Short problem:
Copy out each line featuring the string "this" from the entries beneath.

Data to process:
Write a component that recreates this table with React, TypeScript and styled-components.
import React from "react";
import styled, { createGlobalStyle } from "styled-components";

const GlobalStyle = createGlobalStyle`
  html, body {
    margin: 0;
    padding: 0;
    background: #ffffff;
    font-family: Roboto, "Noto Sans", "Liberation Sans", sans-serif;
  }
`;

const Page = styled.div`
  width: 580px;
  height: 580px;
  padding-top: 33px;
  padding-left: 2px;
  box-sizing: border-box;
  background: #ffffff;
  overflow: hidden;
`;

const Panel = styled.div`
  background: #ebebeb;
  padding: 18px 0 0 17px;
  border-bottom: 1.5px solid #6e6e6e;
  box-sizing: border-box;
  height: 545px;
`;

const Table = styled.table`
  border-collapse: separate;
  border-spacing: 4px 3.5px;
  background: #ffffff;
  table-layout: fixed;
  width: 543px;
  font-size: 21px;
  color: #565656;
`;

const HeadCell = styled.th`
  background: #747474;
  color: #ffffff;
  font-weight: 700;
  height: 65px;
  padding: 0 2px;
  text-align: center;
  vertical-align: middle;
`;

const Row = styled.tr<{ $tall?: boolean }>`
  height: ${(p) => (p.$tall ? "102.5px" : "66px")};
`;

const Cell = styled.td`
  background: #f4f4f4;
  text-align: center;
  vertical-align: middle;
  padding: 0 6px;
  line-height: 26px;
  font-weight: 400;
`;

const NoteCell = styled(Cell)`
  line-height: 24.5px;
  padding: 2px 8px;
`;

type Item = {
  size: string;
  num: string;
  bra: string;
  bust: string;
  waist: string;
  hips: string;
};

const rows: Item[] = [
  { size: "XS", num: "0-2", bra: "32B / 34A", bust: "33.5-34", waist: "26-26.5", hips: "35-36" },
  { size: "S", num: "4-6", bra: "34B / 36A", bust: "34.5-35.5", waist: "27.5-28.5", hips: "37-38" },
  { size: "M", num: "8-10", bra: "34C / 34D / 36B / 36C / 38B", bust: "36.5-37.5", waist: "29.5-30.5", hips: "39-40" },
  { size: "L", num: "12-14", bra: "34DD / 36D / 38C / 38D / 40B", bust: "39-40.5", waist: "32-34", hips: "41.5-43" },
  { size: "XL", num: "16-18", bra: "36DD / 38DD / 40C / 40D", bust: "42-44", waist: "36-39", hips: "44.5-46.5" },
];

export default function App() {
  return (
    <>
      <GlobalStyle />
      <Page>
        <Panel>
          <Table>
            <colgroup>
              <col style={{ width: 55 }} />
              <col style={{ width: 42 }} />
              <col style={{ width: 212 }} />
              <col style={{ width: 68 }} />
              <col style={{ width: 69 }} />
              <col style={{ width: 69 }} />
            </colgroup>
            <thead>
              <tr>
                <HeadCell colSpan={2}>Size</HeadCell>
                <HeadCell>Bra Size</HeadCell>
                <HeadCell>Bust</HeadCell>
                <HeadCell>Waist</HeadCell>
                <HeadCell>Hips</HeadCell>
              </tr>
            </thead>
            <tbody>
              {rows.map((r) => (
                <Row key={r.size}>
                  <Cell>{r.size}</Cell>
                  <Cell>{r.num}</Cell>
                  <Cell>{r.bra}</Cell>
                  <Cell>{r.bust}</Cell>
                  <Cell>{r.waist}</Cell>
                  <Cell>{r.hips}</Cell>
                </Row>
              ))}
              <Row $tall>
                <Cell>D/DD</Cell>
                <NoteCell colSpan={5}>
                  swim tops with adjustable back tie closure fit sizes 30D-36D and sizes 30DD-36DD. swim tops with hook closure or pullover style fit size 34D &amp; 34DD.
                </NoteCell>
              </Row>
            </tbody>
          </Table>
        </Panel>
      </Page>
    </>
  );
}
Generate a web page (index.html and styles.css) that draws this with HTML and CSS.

---

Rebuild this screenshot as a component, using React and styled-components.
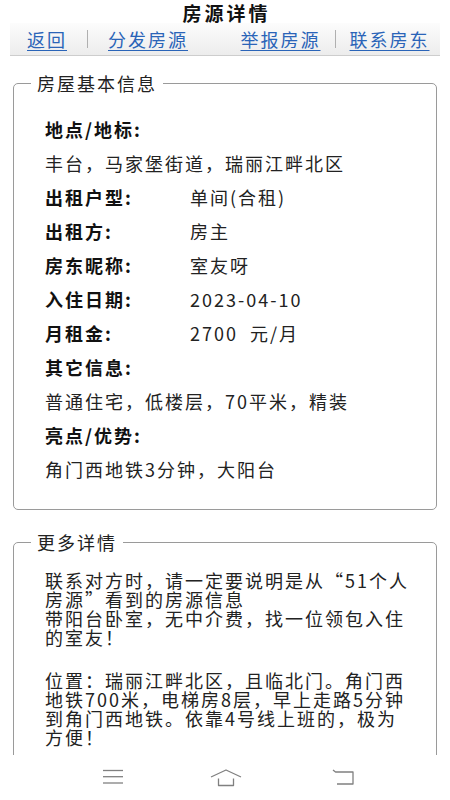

Final answer:
Write a component that recreates this table with React, TypeScript and styled-components.
Generate a web page (index.html and styles.css) that draws this with HTML and CSS.
Rebuild this screenshot as a component, using React and styled-components.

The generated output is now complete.